To be done: Retype only what runs from the beginning of the data through the line with "pl-[3px] text-[13px] leading-[18px]"; please omit the pictures and keep every line exact.

===== Collected data =====

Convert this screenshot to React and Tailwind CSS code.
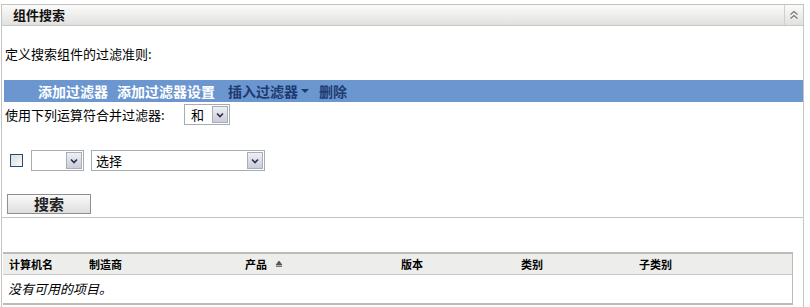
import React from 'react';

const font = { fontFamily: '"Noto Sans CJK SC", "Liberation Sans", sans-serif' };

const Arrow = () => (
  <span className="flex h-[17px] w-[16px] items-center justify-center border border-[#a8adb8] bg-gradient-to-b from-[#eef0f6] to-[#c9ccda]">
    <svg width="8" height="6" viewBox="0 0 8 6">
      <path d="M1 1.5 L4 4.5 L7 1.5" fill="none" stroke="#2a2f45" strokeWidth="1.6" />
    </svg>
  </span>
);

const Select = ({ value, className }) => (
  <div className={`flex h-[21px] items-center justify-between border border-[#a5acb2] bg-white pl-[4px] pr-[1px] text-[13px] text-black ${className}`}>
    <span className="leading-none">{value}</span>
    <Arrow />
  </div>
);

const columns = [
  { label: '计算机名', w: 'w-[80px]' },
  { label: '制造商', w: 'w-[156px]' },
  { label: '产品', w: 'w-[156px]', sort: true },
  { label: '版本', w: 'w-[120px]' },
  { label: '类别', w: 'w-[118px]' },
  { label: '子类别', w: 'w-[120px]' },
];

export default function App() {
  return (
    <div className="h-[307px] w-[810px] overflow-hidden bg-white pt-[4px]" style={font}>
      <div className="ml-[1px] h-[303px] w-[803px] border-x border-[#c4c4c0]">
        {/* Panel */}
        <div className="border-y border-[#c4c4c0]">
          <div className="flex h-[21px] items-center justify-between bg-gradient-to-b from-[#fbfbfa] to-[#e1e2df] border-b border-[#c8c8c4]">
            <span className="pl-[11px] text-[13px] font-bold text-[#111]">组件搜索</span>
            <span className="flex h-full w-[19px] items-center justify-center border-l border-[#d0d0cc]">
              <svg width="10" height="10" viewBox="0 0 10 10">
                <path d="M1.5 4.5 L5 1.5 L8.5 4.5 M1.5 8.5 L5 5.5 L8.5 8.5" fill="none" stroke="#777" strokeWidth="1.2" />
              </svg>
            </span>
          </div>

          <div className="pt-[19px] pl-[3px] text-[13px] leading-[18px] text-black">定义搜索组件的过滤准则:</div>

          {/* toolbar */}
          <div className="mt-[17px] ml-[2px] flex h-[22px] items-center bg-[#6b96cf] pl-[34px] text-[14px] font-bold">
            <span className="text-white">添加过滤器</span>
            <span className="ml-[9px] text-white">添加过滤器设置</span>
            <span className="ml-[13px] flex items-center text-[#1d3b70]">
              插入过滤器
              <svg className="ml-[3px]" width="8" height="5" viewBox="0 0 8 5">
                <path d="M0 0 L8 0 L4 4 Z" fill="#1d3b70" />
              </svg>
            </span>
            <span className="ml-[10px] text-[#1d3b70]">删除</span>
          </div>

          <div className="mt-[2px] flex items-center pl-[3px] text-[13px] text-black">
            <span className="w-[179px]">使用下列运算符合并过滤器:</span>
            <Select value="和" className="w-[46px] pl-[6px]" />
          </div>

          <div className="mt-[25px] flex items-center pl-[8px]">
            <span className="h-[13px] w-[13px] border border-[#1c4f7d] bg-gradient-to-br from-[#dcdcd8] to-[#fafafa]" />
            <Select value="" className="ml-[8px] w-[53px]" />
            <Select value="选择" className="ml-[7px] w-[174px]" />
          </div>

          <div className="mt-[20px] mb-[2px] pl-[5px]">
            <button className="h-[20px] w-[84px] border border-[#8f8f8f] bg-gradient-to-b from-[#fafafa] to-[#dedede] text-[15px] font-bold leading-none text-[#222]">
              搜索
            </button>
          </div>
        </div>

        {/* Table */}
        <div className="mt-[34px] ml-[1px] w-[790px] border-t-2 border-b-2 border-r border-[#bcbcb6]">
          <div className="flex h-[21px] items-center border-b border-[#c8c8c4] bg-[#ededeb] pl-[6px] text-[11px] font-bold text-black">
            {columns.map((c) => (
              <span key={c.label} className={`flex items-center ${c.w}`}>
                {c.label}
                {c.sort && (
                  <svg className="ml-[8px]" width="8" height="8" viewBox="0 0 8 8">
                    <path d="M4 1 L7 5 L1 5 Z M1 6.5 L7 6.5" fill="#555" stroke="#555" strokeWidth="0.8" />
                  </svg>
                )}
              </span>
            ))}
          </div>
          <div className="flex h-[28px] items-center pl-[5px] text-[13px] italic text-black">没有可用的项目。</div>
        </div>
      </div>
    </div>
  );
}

=====

Result for this exercise:
Convert this screenshot to React and Tailwind CSS code.
import React from 'react';

const font = { fontFamily: '"Noto Sans CJK SC", "Liberation Sans", sans-serif' };

const Arrow = () => (
  <span className="flex h-[17px] w-[16px] items-center justify-center border border-[#a8adb8] bg-gradient-to-b from-[#eef0f6] to-[#c9ccda]">
    <svg width="8" height="6" viewBox="0 0 8 6">
      <path d="M1 1.5 L4 4.5 L7 1.5" fill="none" stroke="#2a2f45" strokeWidth="1.6" />
    </svg>
  </span>
);

const Select = ({ value, className }) => (
  <div className={`flex h-[21px] items-center justify-between border border-[#a5acb2] bg-white pl-[4px] pr-[1px] text-[13px] text-black ${className}`}>
    <span className="leading-none">{value}</span>
    <Arrow />
  </div>
);

const columns = [
  { label: '计算机名', w: 'w-[80px]' },
  { label: '制造商', w: 'w-[156px]' },
  { label: '产品', w: 'w-[156px]', sort: true },
  { label: '版本', w: 'w-[120px]' },
  { label: '类别', w: 'w-[118px]' },
  { label: '子类别', w: 'w-[120px]' },
];

export default function App() {
  return (
    <div className="h-[307px] w-[810px] overflow-hidden bg-white pt-[4px]" style={font}>
      <div className="ml-[1px] h-[303px] w-[803px] border-x border-[#c4c4c0]">
        {/* Panel */}
        <div className="border-y border-[#c4c4c0]">
          <div className="flex h-[21px] items-center justify-between bg-gradient-to-b from-[#fbfbfa] to-[#e1e2df] border-b border-[#c8c8c4]">
            <span className="pl-[11px] text-[13px] font-bold text-[#111]">组件搜索</span>
            <span className="flex h-full w-[19px] items-center justify-center border-l border-[#d0d0cc]">
              <svg width="10" height="10" viewBox="0 0 10 10">
                <path d="M1.5 4.5 L5 1.5 L8.5 4.5 M1.5 8.5 L5 5.5 L8.5 8.5" fill="none" stroke="#777" strokeWidth="1.2" />
              </svg>
            </span>
          </div>

          <div className="pt-[19px] pl-[3px] text-[13px] leading-[18px] text-black">定义搜索组件的过滤准则:</div>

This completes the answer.